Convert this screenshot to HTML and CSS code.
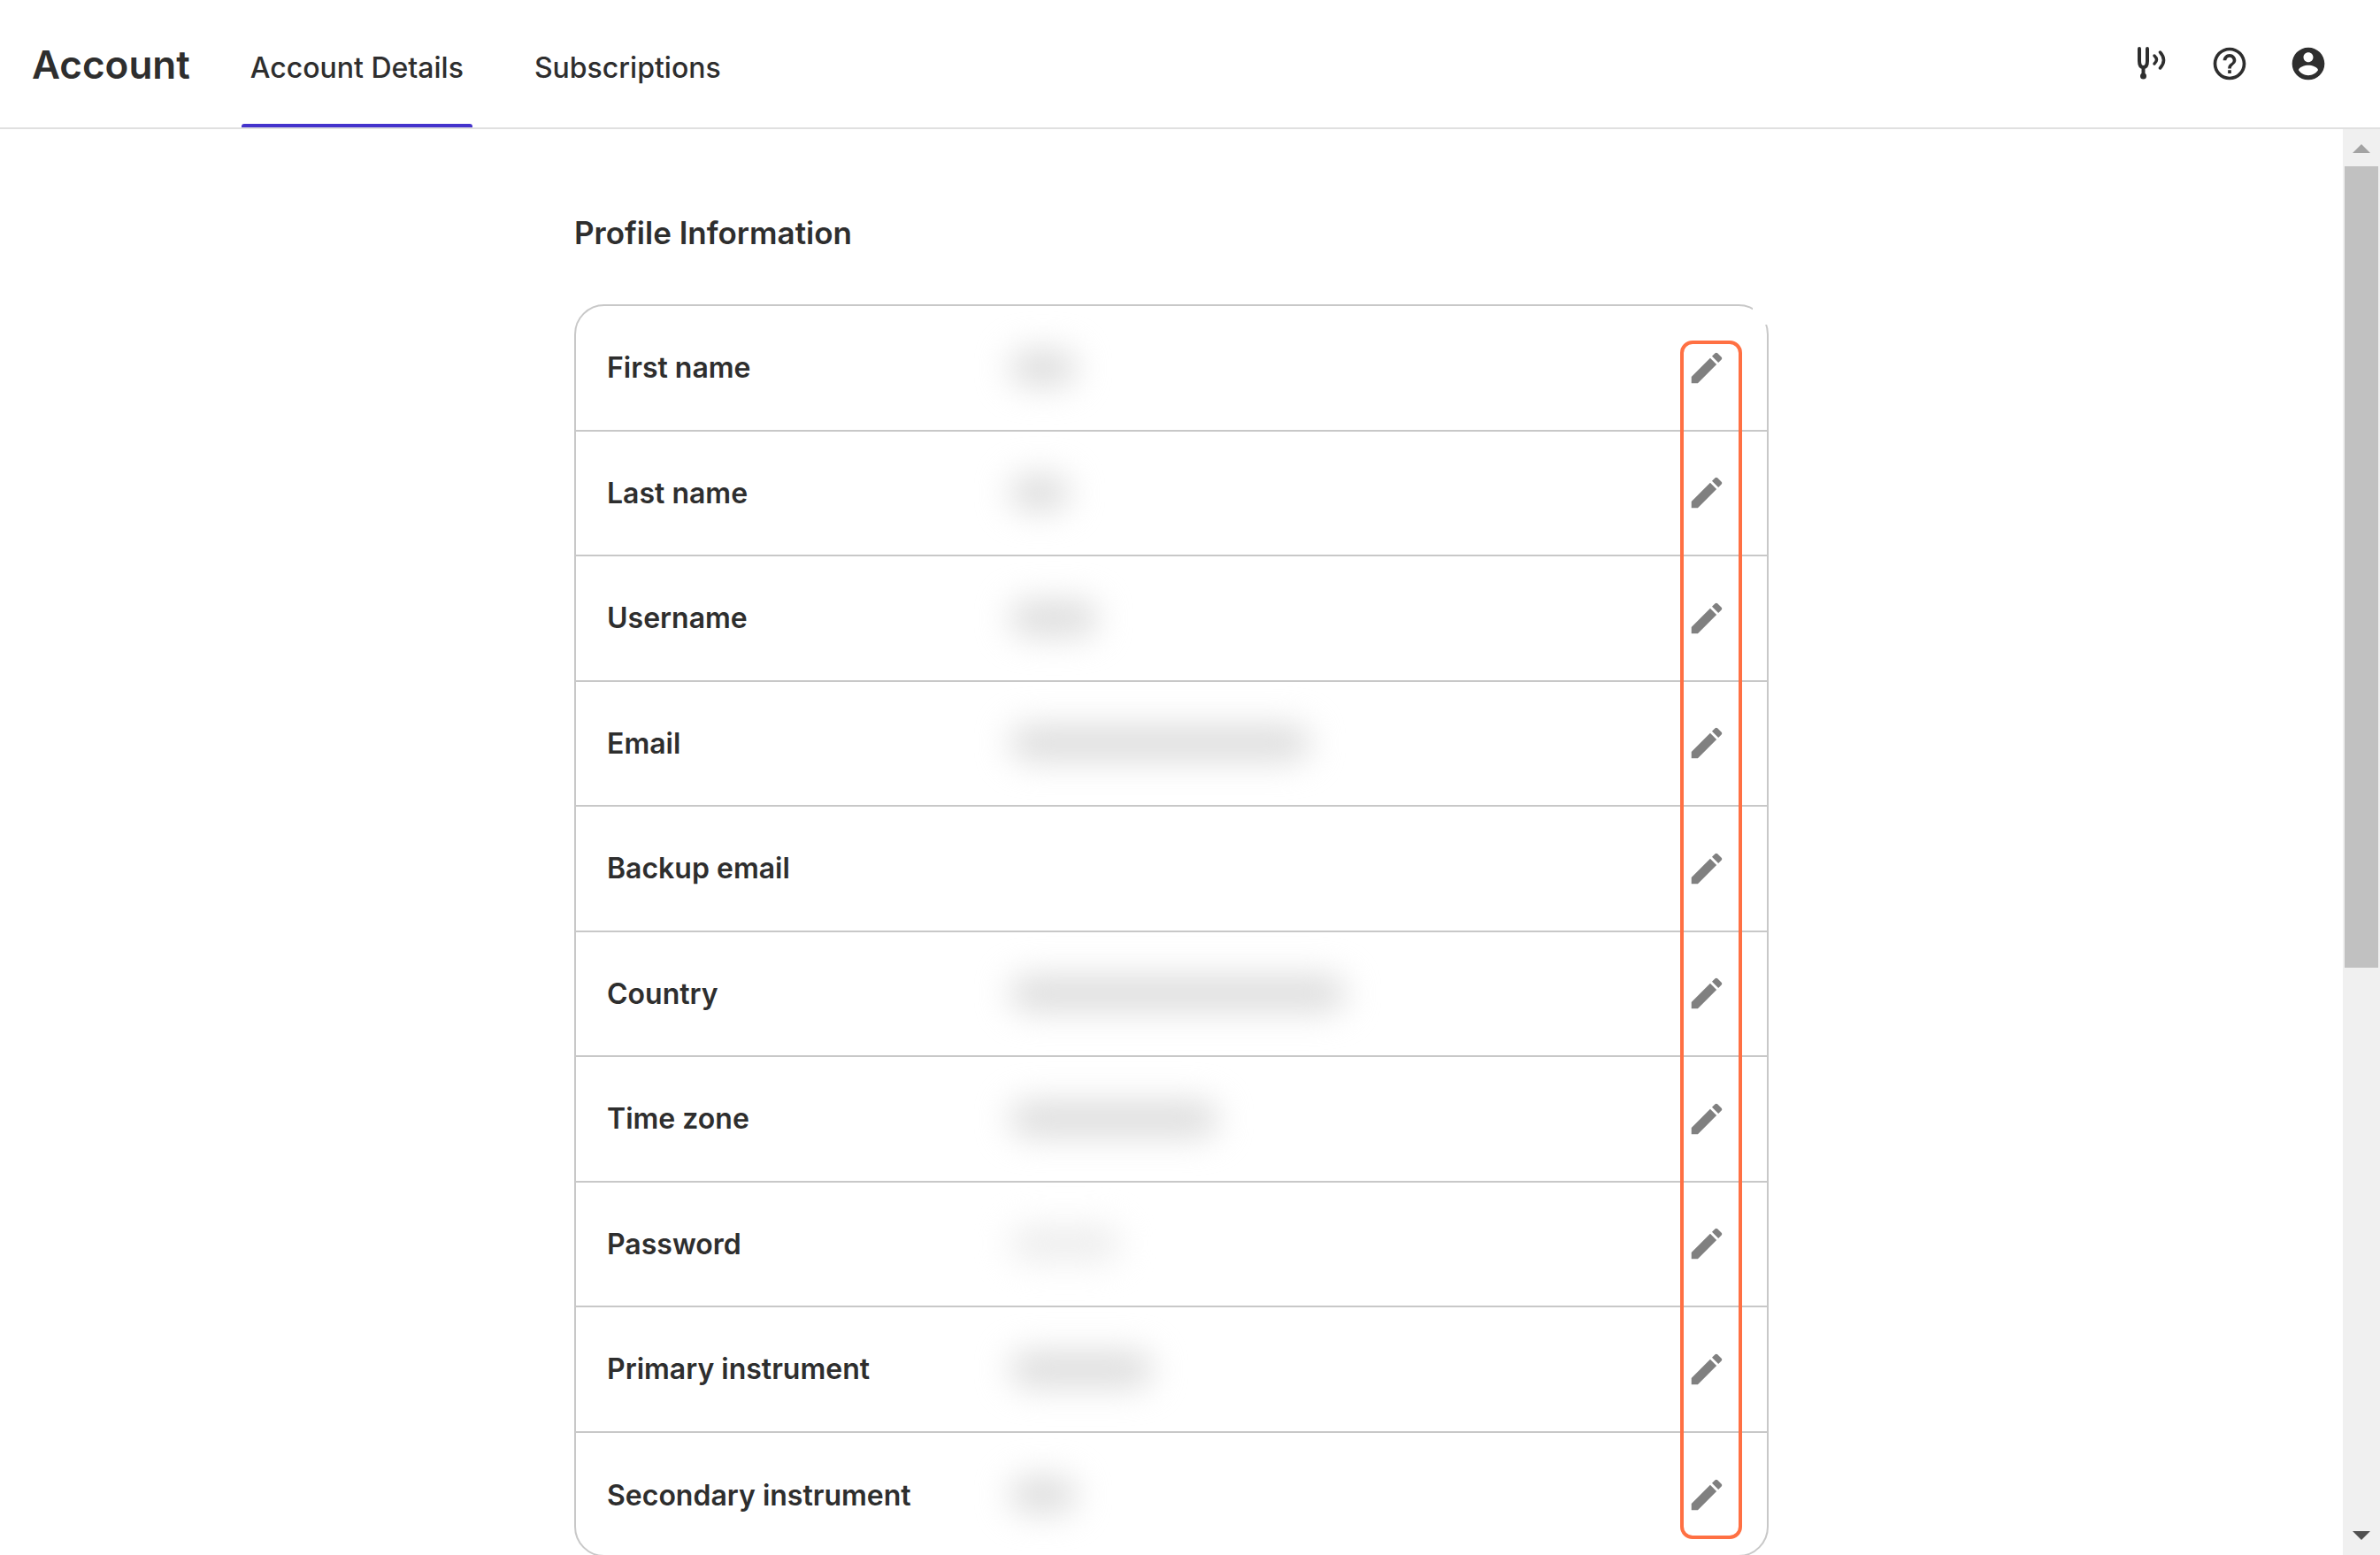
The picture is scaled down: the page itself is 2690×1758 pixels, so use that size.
FILE: index.html
```html
<!DOCTYPE html>
<html lang="en">
<head>
<meta charset="utf-8">
<title>Account</title>
<link rel="stylesheet" href="styles.css">
</head>
<body>
<header class="topbar">
  <h1 class="app-title">Account</h1>
  <nav class="tabs">
    <a class="tab tab-active">Account Details</a>
    <a class="tab">Subscriptions</a>
  </nav>
  <div class="top-icons">
    <svg class="icon-fork" viewBox="0 0 33 38" aria-hidden="true"><path d="M3 2v14q0 7 4.500 7t4.500-7V2" fill="none" stroke="#2e2e2e" stroke-width="4" stroke-linecap="round"/><path d="M7.500 22v11" stroke="#2e2e2e" stroke-width="4"/><circle cx="7.500" cy="33" r="3.500" fill="#2e2e2e"/><path d="M20 10q5 4.500 0 9" fill="none" stroke="#2e2e2e" stroke-width="3.500" stroke-linecap="round"/><path d="M26.500 6q8 9 0 18" fill="none" stroke="#2e2e2e" stroke-width="3.500" stroke-linecap="round"/></svg>
    <svg class="icon" viewBox="0 0 24 24" aria-hidden="true"><path fill="#2e2e2e" d="M11 18h2v-2h-2v2zm1-16C6.480 2 2 6.480 2 12s4.480 10 10 10 10-4.480 10-10S17.520 2 12 2zm0 18c-4.410 0-8-3.590-8-8s3.590-8 8-8 8 3.590 8 8-3.590 8-8 8zm0-14c-2.210 0-4 1.790-4 4h2c0-1.100.9-2 2-2s2 .9 2 2c0 2-3 1.750-3 5h2c0-2.250 3-2.500 3-5 0-2.210-1.790-4-4-4z"/></svg>
    <svg class="icon" viewBox="0 0 24 24" aria-hidden="true"><path fill="#2e2e2e" d="M12 2C6.480 2 2 6.480 2 12s4.480 10 10 10 10-4.480 10-10S17.520 2 12 2zm0 3c1.660 0 3 1.340 3 3s-1.340 3-3 3-3-1.340-3-3 1.340-3 3-3zm0 14.200c-2.500 0-4.710-1.280-6-3.220.03-1.990 4-3.080 6-3.080 1.990 0 5.970 1.090 6 3.080-1.290 1.940-3.500 3.220-6 3.220z"/></svg>
  </div>
</header>
<div class="body-wrap">
  <main class="content">
    <h2 class="section-title">Profile Information</h2>
    <section class="card">
      <span class="corner-fade"></span>
      <span class="highlight"></span>
      <div class="row"><span class="label">First name</span><span class="value-cell"><span class="blur" style="width:76px"></span></span><svg class="edit" viewBox="0 0 24 24"><path d="M3 17.250V21h3.750L17.810 9.940l-3.750-3.750L3 17.250zM20.710 7.040c.39-.39.39-1.020 0-1.410l-2.340-2.340c-.39-.39-1.020-.39-1.410 0l-1.830 1.830 3.750 3.750 1.830-1.830z"/></svg></div>
      <div class="row"><span class="label">Last name</span><span class="value-cell"><span class="blur" style="width:68px"></span></span><svg class="edit" viewBox="0 0 24 24"><path d="M3 17.250V21h3.750L17.810 9.940l-3.750-3.750L3 17.250zM20.710 7.040c.39-.39.39-1.020 0-1.410l-2.340-2.340c-.39-.39-1.020-.39-1.410 0l-1.830 1.830 3.750 3.750 1.830-1.830z"/></svg></div>
      <div class="row"><span class="label">Username</span><span class="value-cell"><span class="blur" style="width:100px"></span></span><svg class="edit" viewBox="0 0 24 24"><path d="M3 17.250V21h3.750L17.810 9.940l-3.750-3.750L3 17.250zM20.710 7.040c.39-.39.39-1.020 0-1.410l-2.340-2.340c-.39-.39-1.020-.39-1.410 0l-1.830 1.830 3.750 3.750 1.830-1.830z"/></svg></div>
      <div class="row"><span class="label">Email</span><span class="value-cell"><span class="blur" style="width:340px"></span></span><svg class="edit" viewBox="0 0 24 24"><path d="M3 17.250V21h3.750L17.810 9.940l-3.750-3.750L3 17.250zM20.710 7.040c.39-.39.39-1.020 0-1.410l-2.340-2.340c-.39-.39-1.020-.39-1.410 0l-1.830 1.830 3.750 3.750 1.830-1.830z"/></svg></div>
      <div class="row"><span class="label">Backup email</span><span class="value-cell"></span><svg class="edit" viewBox="0 0 24 24"><path d="M3 17.250V21h3.750L17.810 9.940l-3.750-3.750L3 17.250zM20.710 7.040c.39-.39.39-1.020 0-1.410l-2.340-2.340c-.39-.39-1.020-.39-1.410 0l-1.830 1.830 3.750 3.750 1.830-1.830z"/></svg></div>
      <div class="row"><span class="label">Country</span><span class="value-cell"><span class="blur" style="width:380px"></span></span><svg class="edit" viewBox="0 0 24 24"><path d="M3 17.250V21h3.750L17.810 9.940l-3.750-3.750L3 17.250zM20.710 7.040c.39-.39.39-1.020 0-1.410l-2.340-2.340c-.39-.39-1.020-.39-1.410 0l-1.830 1.830 3.750 3.750 1.830-1.830z"/></svg></div>
      <div class="row"><span class="label">Time zone</span><span class="value-cell"><span class="blur" style="width:236px"></span></span><svg class="edit" viewBox="0 0 24 24"><path d="M3 17.250V21h3.750L17.810 9.940l-3.750-3.750L3 17.250zM20.710 7.040c.39-.39.39-1.020 0-1.410l-2.340-2.340c-.39-.39-1.020-.39-1.410 0l-1.830 1.830 3.750 3.750 1.830-1.830z"/></svg></div>
      <div class="row"><span class="label">Password</span><span class="value-cell"><span class="blur blur-light" style="width:126px"></span></span><svg class="edit" viewBox="0 0 24 24"><path d="M3 17.250V21h3.750L17.810 9.940l-3.750-3.750L3 17.250zM20.710 7.040c.39-.39.39-1.020 0-1.410l-2.340-2.340c-.39-.39-1.020-.39-1.410 0l-1.830 1.830 3.750 3.750 1.830-1.830z"/></svg></div>
      <div class="row"><span class="label">Primary instrument</span><span class="value-cell"><span class="blur" style="width:162px"></span></span><svg class="edit" viewBox="0 0 24 24"><path d="M3 17.250V21h3.750L17.810 9.940l-3.750-3.750L3 17.250zM20.710 7.040c.39-.39.39-1.020 0-1.410l-2.340-2.340c-.39-.39-1.020-.39-1.410 0l-1.830 1.830 3.750 3.750 1.830-1.830z"/></svg></div>
      <div class="row"><span class="label">Secondary instrument</span><span class="value-cell"><span class="blur" style="width:76px"></span></span><svg class="edit" viewBox="0 0 24 24"><path d="M3 17.250V21h3.750L17.810 9.940l-3.750-3.750L3 17.250zM20.710 7.040c.39-.39.39-1.020 0-1.410l-2.340-2.340c-.39-.39-1.020-.39-1.410 0l-1.830 1.830 3.750 3.750 1.830-1.830z"/></svg></div>
    </section>
  </main>
  <aside class="scrollbar">
    <span class="arrow-up"></span>
    <span class="thumb"></span>
    <span class="arrow-down"></span>
  </aside>
</div>
</body>
</html>
```

FILE: styles.css
```css
* { box-sizing: border-box; }
html, body { height: 100%; margin: 0; }
body {
  display: flex;
  flex-direction: column;
  overflow: hidden;
  background: #fff;
  color: #2e2e2e;
  font-family: Inter, "Liberation Sans", sans-serif;
}
.topbar {
  display: flex;
  flex: none;
  align-items: stretch;
  height: 146px;
  padding-left: 36px;
  border-bottom: 2px solid #e0e0e0;
}
.app-title {
  margin: 0 58px 0 0;
  align-self: center;
  padding-top: 2px;
  font-size: 44px;
  font-weight: 600;
  line-height: 1;
}
.tabs { display: flex; gap: 60px; }
.tab {
  position: relative;
  display: flex;
  align-items: center;
  padding: 8px 10px 0;
  font-size: 32px;
  font-weight: 500;
}
.tab-active::after {
  content: "";
  position: absolute;
  left: 0;
  right: 0;
  bottom: 0;
  height: 4px;
  background: #4433cc;
  border-radius: 3px 3px 0 0;
}
.top-icons {
  display: flex;
  align-items: center;
  gap: 45px;
  margin-left: auto;
  padding: 0 59px 0 0;
  height: 144px;
}
.icon { display: block; width: 44px; height: 44px; }
.icon-fork { display: block; width: 33px; height: 38px; margin-right: 5px; }
.body-wrap { display: flex; flex: 1; min-height: 0; }
.content { flex: 1; min-width: 0; padding: 95px 0 0 649px; }
.section-title {
  margin: 0 0 59px;
  font-size: 35px;
  font-weight: 600;
  line-height: 44px;
}
.card {
  position: relative;
  width: 1350px;
  height: 1416px;
  border: 2px solid #c8c8c8;
  border-radius: 34px;
}
.corner-fade {
  position: absolute;
  top: -3px;
  right: -3px;
  width: 19px;
  height: 24px;
  background: #fff;
}
.highlight {
  position: absolute;
  top: 39px;
  left: 1248px;
  width: 70px;
  height: 1355px;
  border: 4px solid #ff7043;
  border-radius: 14px;
}
.row {
  display: flex;
  align-items: center;
  height: 141.500px;
  padding: 0 30px 0 35px;
  border-bottom: 2px solid #c8c8c8;
}
.row:last-of-type { border-bottom: 0; }
.label {
  flex: none;
  width: 455px;
  font-size: 32px;
  font-weight: 600;
}
.value-cell { display: flex; flex: 1; align-items: center; }
.blur {
  display: block;
  height: 42px;
  background: #dedede;
  border-radius: 21px;
  filter: blur(18px);
}
.blur-light { background: #eeeeee; }
.edit { flex: none; width: 46px; height: 46px; margin-right: 15px; fill: #808080; }
.scrollbar {
  display: flex;
  flex: none;
  flex-direction: column;
  align-items: center;
  width: 42px;
  padding: 17px 2px;
  background: #f0f0f0;
}
.arrow-up, .arrow-down {
  flex: none;
  width: 0;
  height: 0;
  border-left: 10px solid transparent;
  border-right: 10px solid transparent;
}
.arrow-up { border-bottom: 10px solid #a3a3a3; }
.arrow-down { margin-top: auto; border-top: 10px solid #505050; }
.thumb { flex: none; width: 38px; height: 906px; margin-top: 15px; background: #c1c1c1; }
```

> [PROBLEM DESCRIPTION]:
Pull out each line containing the word "down" and copy it.

> [OUTPUT OF THE EXERCISE]:
The picture is scaled down: the page itself is 2690×1758 pixels, so use that size.
    <span class="arrow-down"></span>
.arrow-up, .arrow-down {
.arrow-down { margin-top: auto; border-top: 10px solid #505050; }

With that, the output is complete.